__Directive__
Write the material out again in full, word for word. Do not include the pictures.

__Stored data__
------------------------------------

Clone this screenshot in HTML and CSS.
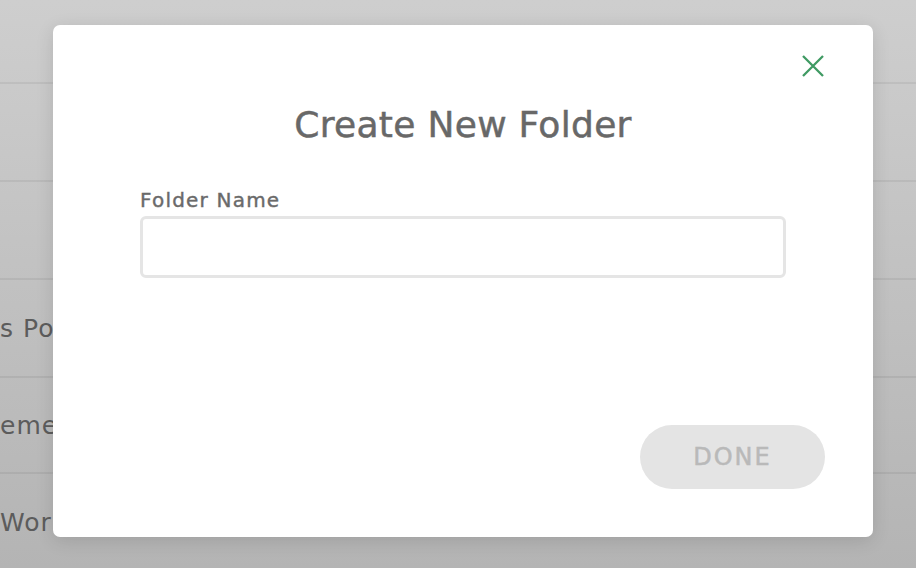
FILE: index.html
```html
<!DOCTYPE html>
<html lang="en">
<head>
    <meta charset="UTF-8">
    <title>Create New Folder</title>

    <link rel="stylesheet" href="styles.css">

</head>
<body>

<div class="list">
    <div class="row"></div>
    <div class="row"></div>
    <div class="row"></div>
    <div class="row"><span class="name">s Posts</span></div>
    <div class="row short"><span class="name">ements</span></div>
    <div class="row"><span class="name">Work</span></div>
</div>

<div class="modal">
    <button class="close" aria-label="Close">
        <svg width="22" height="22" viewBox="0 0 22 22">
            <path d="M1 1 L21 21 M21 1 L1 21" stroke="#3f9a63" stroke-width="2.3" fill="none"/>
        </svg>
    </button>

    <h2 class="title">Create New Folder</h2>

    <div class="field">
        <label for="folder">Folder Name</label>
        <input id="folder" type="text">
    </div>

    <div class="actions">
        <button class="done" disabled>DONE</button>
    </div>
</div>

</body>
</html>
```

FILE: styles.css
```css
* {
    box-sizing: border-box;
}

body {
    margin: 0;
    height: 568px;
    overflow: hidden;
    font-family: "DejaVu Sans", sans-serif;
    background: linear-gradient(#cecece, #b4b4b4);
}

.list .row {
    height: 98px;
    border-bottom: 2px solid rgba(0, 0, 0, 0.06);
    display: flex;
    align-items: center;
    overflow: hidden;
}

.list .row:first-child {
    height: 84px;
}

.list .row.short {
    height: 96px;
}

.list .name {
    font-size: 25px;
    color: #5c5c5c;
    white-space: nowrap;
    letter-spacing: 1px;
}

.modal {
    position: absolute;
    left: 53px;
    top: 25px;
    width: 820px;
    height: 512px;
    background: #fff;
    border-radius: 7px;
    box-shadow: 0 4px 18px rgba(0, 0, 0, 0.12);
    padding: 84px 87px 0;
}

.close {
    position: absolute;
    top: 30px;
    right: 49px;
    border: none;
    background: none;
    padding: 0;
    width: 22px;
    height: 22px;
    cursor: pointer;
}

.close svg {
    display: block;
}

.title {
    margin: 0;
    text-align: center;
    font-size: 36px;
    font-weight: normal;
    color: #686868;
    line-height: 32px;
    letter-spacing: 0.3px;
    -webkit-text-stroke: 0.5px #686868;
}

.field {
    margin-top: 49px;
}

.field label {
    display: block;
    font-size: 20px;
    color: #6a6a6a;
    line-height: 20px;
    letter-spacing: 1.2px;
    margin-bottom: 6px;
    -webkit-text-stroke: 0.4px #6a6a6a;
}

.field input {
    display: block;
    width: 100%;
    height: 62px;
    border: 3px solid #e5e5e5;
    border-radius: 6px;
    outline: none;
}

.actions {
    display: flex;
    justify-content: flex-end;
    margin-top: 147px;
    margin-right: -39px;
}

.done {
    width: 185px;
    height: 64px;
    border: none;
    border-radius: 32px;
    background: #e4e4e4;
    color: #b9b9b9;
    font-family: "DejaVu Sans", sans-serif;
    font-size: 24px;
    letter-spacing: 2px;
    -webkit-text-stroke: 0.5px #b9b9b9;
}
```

------------------------------------

__Answer below__
Clone this screenshot in HTML and CSS.
FILE: index.html
```html
<!DOCTYPE html>
<html lang="en">
<head>
    <meta charset="UTF-8">
    <title>Create New Folder</title>

    <link rel="stylesheet" href="styles.css">

</head>
<body>

<div class="list">
    <div class="row"></div>
    <div class="row"></div>
    <div class="row"></div>
    <div class="row"><span class="name">s Posts</span></div>
    <div class="row short"><span class="name">ements</span></div>
    <div class="row"><span class="name">Work</span></div>
</div>

<div class="modal">
    <button class="close" aria-label="Close">
        <svg width="22" height="22" viewBox="0 0 22 22">
            <path d="M1 1 L21 21 M21 1 L1 21" stroke="#3f9a63" stroke-width="2.3" fill="none"/>
        </svg>
    </button>

    <h2 class="title">Create New Folder</h2>

    <div class="field">
        <label for="folder">Folder Name</label>
        <input id="folder" type="text">
    </div>

    <div class="actions">
        <button class="done" disabled>DONE</button>
    </div>
</div>

</body>
</html>
```

FILE: styles.css
```css
* {
    box-sizing: border-box;
}

body {
    margin: 0;
    height: 568px;
    overflow: hidden;
    font-family: "DejaVu Sans", sans-serif;
    background: linear-gradient(#cecece, #b4b4b4);
}

.list .row {
    height: 98px;
    border-bottom: 2px solid rgba(0, 0, 0, 0.06);
    display: flex;
    align-items: center;
    overflow: hidden;
}

.list .row:first-child {
    height: 84px;
}

.list .row.short {
    height: 96px;
}

.list .name {
    font-size: 25px;
    color: #5c5c5c;
    white-space: nowrap;
    letter-spacing: 1px;
}

.modal {
    position: absolute;
    left: 53px;
    top: 25px;
    width: 820px;
    height: 512px;
    background: #fff;
    border-radius: 7px;
    box-shadow: 0 4px 18px rgba(0, 0, 0, 0.12);
    padding: 84px 87px 0;
}

.close {
    position: absolute;
    top: 30px;
    right: 49px;
    border: none;
    background: none;
    padding: 0;
    width: 22px;
    height: 22px;
    cursor: pointer;
}

.close svg {
    display: block;
}

.title {
    margin: 0;
    text-align: center;
    font-size: 36px;
    font-weight: normal;
    color: #686868;
    line-height: 32px;
    letter-spacing: 0.3px;
    -webkit-text-stroke: 0.5px #686868;
}

.field {
    margin-top: 49px;
}

.field label {
    display: block;
    font-size: 20px;
    color: #6a6a6a;
    line-height: 20px;
    letter-spacing: 1.2px;
    margin-bottom: 6px;
    -webkit-text-stroke: 0.4px #6a6a6a;
}

.field input {
    display: block;
    width: 100%;
    height: 62px;
    border: 3px solid #e5e5e5;
    border-radius: 6px;
    outline: none;
}

.actions {
    display: flex;
    justify-content: flex-end;
    margin-top: 147px;
    margin-right: -39px;
}

.done {
    width: 185px;
    height: 64px;
    border: none;
    border-radius: 32px;
    background: #e4e4e4;
    color: #b9b9b9;
    font-family: "DejaVu Sans", sans-serif;
    font-size: 24px;
    letter-spacing: 2px;
    -webkit-text-stroke: 0.5px #b9b9b9;
}
```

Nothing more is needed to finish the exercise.